Van Pelt received his license as a pilot in 1841. He was a pilot and part-owner of the pilot boats New York, Enchantress, Isaac Webb, and Columbia.

In 1845, Van Pelt and John McGinn lead an opposition to the newly formed Board of Pilot Commissioners. Van Pelt later realized that the fight against the board was a losing one. On October 10, 1860, Van Pelt signed a statement that he was satisfied with the representation that he had received from the New York Board of Commissioners of Pilots.

Van Pelt was in command of the pilot boat Isaac Webb, built for the New York Pilots' Association on October 31, 1860. He was registered as the ship master of the Isaac Webb in the American Lloyd's Register of American and Foreign Shipping from 1861 to 1879.
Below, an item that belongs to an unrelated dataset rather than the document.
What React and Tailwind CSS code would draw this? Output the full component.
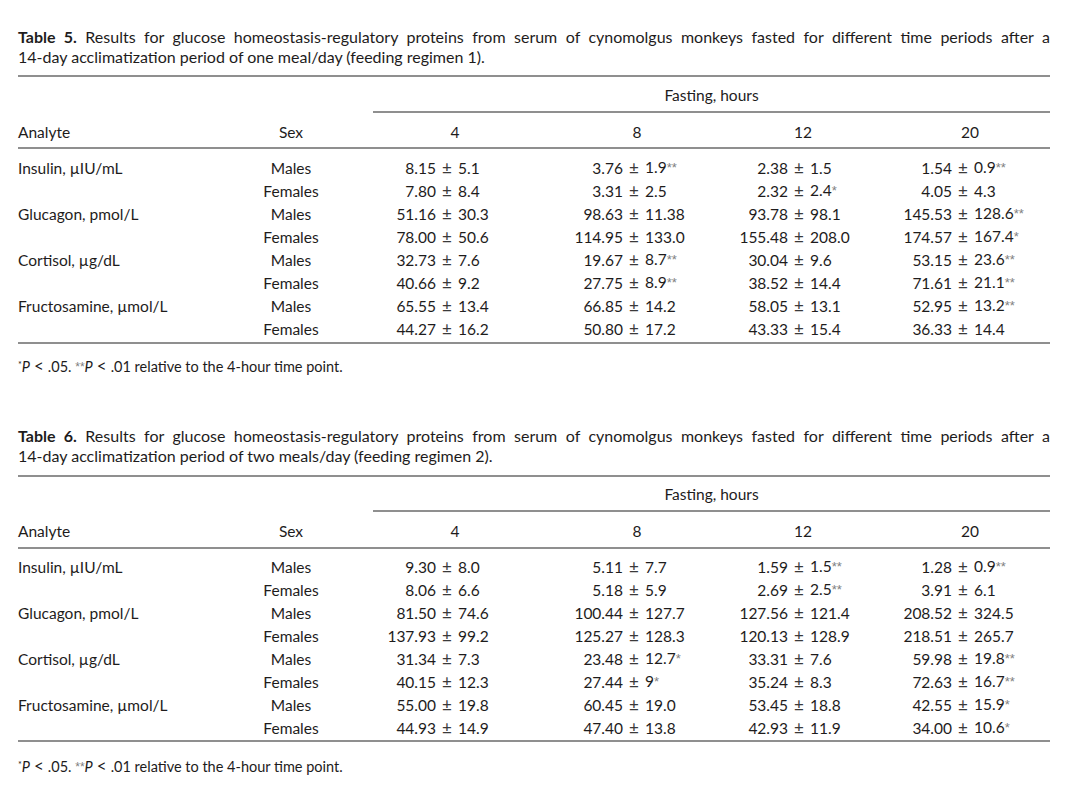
import React from "react";

const FONT = { fontFamily: "Lato, 'Open Sans', 'Noto Sans', sans-serif" };

const analytes = [
  "Insulin, µIU/mL",
  "Glucagon, pmol/L",
  "Cortisol, µg/dL",
  "Fructosamine, µmol/L",
];

const t5 = [
  [["8.15", "5.1", ""], ["3.76", "1.9", "**"], ["2.38", "1.5", ""], ["1.54", "0.9", "**"]],
  [["7.80", "8.4", ""], ["3.31", "2.5", ""], ["2.32", "2.4", "*"], ["4.05", "4.3", ""]],
  [["51.16", "30.3", ""], ["98.63", "11.38", ""], ["93.78", "98.1", ""], ["145.53", "128.6", "**"]],
  [["78.00", "50.6", ""], ["114.95", "133.0", ""], ["155.48", "208.0", ""], ["174.57", "167.4", "*"]],
  [["32.73", "7.6", ""], ["19.67", "8.7", "**"], ["30.04", "9.6", ""], ["53.15", "23.6", "**"]],
  [["40.66", "9.2", ""], ["27.75", "8.9", "**"], ["38.52", "14.4", ""], ["71.61", "21.1", "**"]],
  [["65.55", "13.4", ""], ["66.85", "14.2", ""], ["58.05", "13.1", ""], ["52.95", "13.2", "**"]],
  [["44.27", "16.2", ""], ["50.80", "17.2", ""], ["43.33", "15.4", ""], ["36.33", "14.4", ""]],
];

const t6 = [
  [["9.30", "8.0", ""], ["5.11", "7.7", ""], ["1.59", "1.5", "**"], ["1.28", "0.9", "**"]],
  [["8.06", "6.6", ""], ["5.18", "5.9", ""], ["2.69", "2.5", "**"], ["3.91", "6.1", ""]],
  [["81.50", "74.6", ""], ["100.44", "127.7", ""], ["127.56", "121.4", ""], ["208.52", "324.5", ""]],
  [["137.93", "99.2", ""], ["125.27", "128.3", ""], ["120.13", "128.9", ""], ["218.51", "265.7", ""]],
  [["31.34", "7.3", ""], ["23.48", "12.7", "*"], ["33.31", "7.6", ""], ["59.98", "19.8", "**"]],
  [["40.15", "12.3", ""], ["27.44", "9", "*"], ["35.24", "8.3", ""], ["72.63", "16.7", "**"]],
  [["55.00", "19.8", ""], ["60.45", "19.0", ""], ["53.45", "18.8", ""], ["42.55", "15.9", "*"]],
  [["44.93", "14.9", ""], ["47.40", "13.8", ""], ["42.93", "11.9", ""], ["34.00", "10.6", "*"]],
];

function Rule() {
  return <div className="h-[2px] w-full bg-[#8f8f8f]" />;
}

function Stars({ s }) {
  if (!s) return null;
  return (
    <span className="relative -top-[1px] font-['Liberation_Sans'] text-[13px] text-[#808080]">
      {s}
    </span>
  );
}

function Cell({ v, left, ml }) {
  return (
    <div className={`flex w-[164px] shrink-0 items-center ${ml}`}>
      <span className={`${left} shrink-0 text-right`}>{v[0]}</span>
      <span className="w-[22px] shrink-0 text-center text-[17px] text-[#3a3a3a]">±</span>
      <span className="whitespace-nowrap">
        {v[1]}
        <Stars s={v[2]} />
      </span>
    </div>
  );
}

function DataRow({ analyte, sex, vals }) {
  return (
    <div className="flex h-[23px] items-center leading-[20px]">
      <div className="w-[220px] shrink-0">{analyte}</div>
      <div className="w-[106px] shrink-0 text-center">{sex}</div>
      <Cell v={vals[0]} left="w-[63px]" ml="ml-[29px]" />
      <Cell v={vals[1]} left="w-[68px]" ml="ml-[18px]" />
      <Cell v={vals[2]} left="w-[67px]" ml="ml-[2px]" />
      <Cell v={vals[3]} left="w-[64px]" ml="ml-[3px]" />
    </div>
  );
}

function Lt() {
  return <span className="mx-[4px] text-[17px] leading-[16px]">&lt;</span>;
}

function Table({ num, meals, regimen, data, cfg }) {
  return (
    <div className={cfg.top}>
      <div className="text-[16px] leading-[20px] text-[#1e1c1c]">
        <div className="whitespace-nowrap text-justify [text-align-last:justify]">
          <span className="font-bold">Table {num}.</span> Results for glucose homeostasis-regulatory
          proteins from serum of cynomolgus monkeys fasted for different time periods after a
        </div>
        <div>
          14-day acclimatization period of {meals} (feeding regimen {regimen}).
        </div>
      </div>
      <div className={cfg.rule1}>
        <Rule />
      </div>
      <div className={`text-[15.5px] text-[#1e1c1c] ${cfg.fast}`}>
        <div className="flex leading-[20px]">
          <div className="ml-[355px] w-[677px] text-center">Fasting, hours</div>
        </div>
      </div>
      <div className="ml-[355px]">
        <Rule />
      </div>
      <div className={`flex text-[15.5px] leading-[20px] text-[#1e1c1c] ${cfg.head}`}>
        <div className="w-[220px] shrink-0">Analyte</div>
        <div className="w-[106px] shrink-0 text-center">Sex</div>
        <div className="ml-[29px] w-[164px] shrink-0 text-center">4</div>
        <div className="ml-[18px] w-[164px] shrink-0 text-center">8</div>
        <div className="ml-[2px] w-[164px] shrink-0 text-center">12</div>
        <div className="ml-[3px] w-[164px] shrink-0 text-center">20</div>
      </div>
      <Rule />
      <div className={`text-[15.5px] text-[#1e1c1c] ${cfg.body}`}>
        {data.map((vals, i) => (
          <DataRow
            key={i}
            analyte={i % 2 === 0 ? analytes[i / 2] : ""}
            sex={i % 2 === 0 ? "Males" : "Females"}
            vals={vals}
          />
        ))}
      </div>
      <Rule />
      <div className={`h-[20px] text-[14.5px] leading-[20px] text-[#1e1c1c] ${cfg.foot}`}>
        <span className="relative -top-[4px] text-[9px]">*</span>
        <span className="italic">P</span>
        <Lt />
        .05.{" "}
        <span className="relative -top-[1px] font-['Liberation_Sans'] text-[12px] text-[#808080]">**</span>
        <span className="italic">P</span>
        <Lt />
        .01 relative to the 4-hour time point.
      </div>
    </div>
  );
}

export default function App() {
  return (
    <div className="h-[785px] w-[1080px] overflow-hidden bg-white pl-[18px] pr-[30px]" style={FONT}>
      <Table
        num={5}
        meals="one meal/day"
        regimen="1"
        data={t5}
        cfg={{
          top: "pt-[27px]",
          rule1: "mt-[8px]",
          fast: "h-[34px] pt-[8px]",
          head: "h-[34px] pt-[9px]",
          body: "pt-[7px] pb-[2px]",
          foot: "mt-[13px]",
        }}
      />
      <Table
        num={6}
        meals="two meals/day"
        regimen="2"
        data={t6}
        cfg={{
          top: "mt-[49px]",
          rule1: "mt-[9px]",
          fast: "h-[33px] pt-[7px]",
          head: "h-[35px] pt-[9px]",
          body: "pt-[6px] pb-[1px]",
          foot: "mt-[15px]",
        }}
      />
    </div>
  );
}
The pilot boat Columbia, No. 8, was built for Captain Van Pelt and other New York pilots, to take the place of the pilot boat Isaac Webb, No. 8, that went ashore in a dense fog off Point Judith, Rhode Island, in July 1879. At the launch, the christening was performed by Augustus Van Pelt's daughter, Mary Louis Van Pelt, who broke the customary bottle of champagne over the bow of the vessel. The company of captains that owned the Columbia were: Augustus Van Pelt, Benjamin Simonson, Henry E. Sequine, Stephen H. Jones, Christopher M. Wolf, and Daniel V. Jones.

In November 1879, Van Pelt, Captain Walter Brewer and Captain Josiah Johnson were on a New York Board of Commissioners of Pilots committee to confer with merchants and shipowners regarding legislation of a bill to reduce the pilot fees.

On December 2, 1883, the Columbia, No. 8, was run down and sank off Fire Island to the south shore of Long Island, New York, by the Guion Line steamer SS Alaska. All hands were lost in this disaster. Van Pelt was not on the Columbia, but still one of the owners. Van Pelt filed a lawsuit in the United States district court against the steamship claiming $18,100 in damages on behalf of the widows of the men that were lost on the pilot boat.

==Death==

Van Pelt died on October 18, 1889, in Tompkinsville, Staten Island. Funeral services were held at his home. He was buried at the Moravian Cemetery in New Dorp, Staten Island.